Мои собственные намерения скромны: очарованный
Сейчас поздняя ночь, все тихо, все спит, перед моими глазами встает Шаляпин — Мефистофель, не тот, что на сцене в «Фаусте», дивно загримированный, вооруженный всеми средствами театральной техники для воссоздания полной иллюзии, а тот, что поет «Блоху». Одет он просто, как и все, лицо у него обычное, как у всех. Когда Шаляпин становится к роялю, на губах его еще хранятся следы живой беседы и шутки. Но уже что-то далекое, что-то чужое проступает в крупных чертах его лица, и слишком остер сдержанный блеск его глаз. Он еще Ф. И., он еще может бросить мимолетную шутку, но уже чувствуется в нем присутствие кого-то неизвестного, беспокойного и немного страшного. Еще момент, какое-то неуловимое движение — и нет Шаляпина. Лицо неподвижно и бесстрастно нечеловеческим бесстрастием пронесшихся над этой головой столетий; губы строги и серьезны, но — странно — в своей строгости они уже улыбаются загадочной, невидимой и страшно тревожной улыбкой. И так же загадочно-бесстрастно звучат первые слова сатанинской песенки:
Жил-был король когда-то. При нем блоха жила. Блоха… Блоха…В толпе слушателей некоторое движение и недоумевающие улыбки. Король и при нем блоха — странно и немного смешно. Блоха! А он — он тоже начинает улыбаться такой вкрадчивой и добродушной улыбкой — эка веселый, эка милый человек! Так в погребке когда-то с веселым недоумением и приятными надеждами должны были глядеть немецкие филистеры на настоящего Мефистофеля.

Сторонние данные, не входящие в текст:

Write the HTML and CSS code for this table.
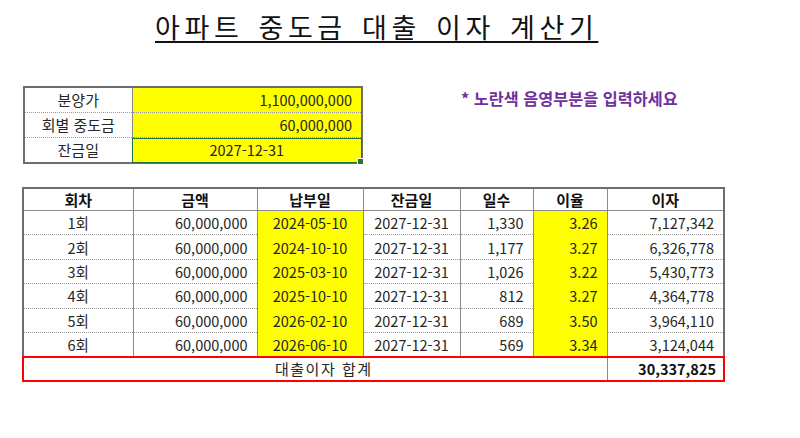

…Милей родного брата Она ему была…Что за чепуха! Блоха, которая милей родного брата, — что за странность! Быть может, это просто шутка? Наверно, шутка; он тоже смеется таким веселым и откровенным смехом:
Блоха… ха-ха-ха-ха-ха… Блоха! Ха-ха-ха-ха-ха… Блоха!Нет сомнения: речь идет о какой-то блохе. Экий шутник! Физиономии расплываются в приятные улыбки; кое-кто оглядывается на соседа и гыкает: гы-гы. Кое-кто начинает тревожно ерзать — что-то неладное он чувствует в этой шутке.
Зовет король портного.
— Послушай, ты, чурбан, Для друга дорогого Сшей бархатный кафтан!Потеха! У слушателей уже готова улыбка, но улыбнуться они еще не смеют: он что-то неприятно серьезен. Но вот и его уста змеятся улыбкой; ему тоже смешно:
Блохе кафтан? Ха-ха-ха-ха-ха-ха. Блохе? Ха-ха-ха-ха-ха. Кафтан! Ха-ха-ха-ха-ха. Ха-ха-ха-ха-ха. Блохе кафтан!Ей-богу, смешно, но что-то загадочное и ужасно неприятное сквозит в этом смехе. Отчего кривятся улыбающиеся губы, и отчего у многих мелькает эта скверная догадка: черт возьми, о, порядочный я осел — чего я хохочу?
Вот в золото и бархат Блоха наряжена, И полная свобода Ей при дворе дана. Ха-ха. Ха-ха-ха-ха. Блохе. Ха-ха-ха!Он смеется, но откуда этот странный и страшный блеск в его глазах? И что это за неприличная нелепость: блоха, которой дана полная свобода при дворе! Зачем он так неприлично шутит! Смешно, очень смешно, но… но…но…
Король ей сан министра И с ним звезду дает. За нею и другие Пошли все блохи в ход. Ха-ха.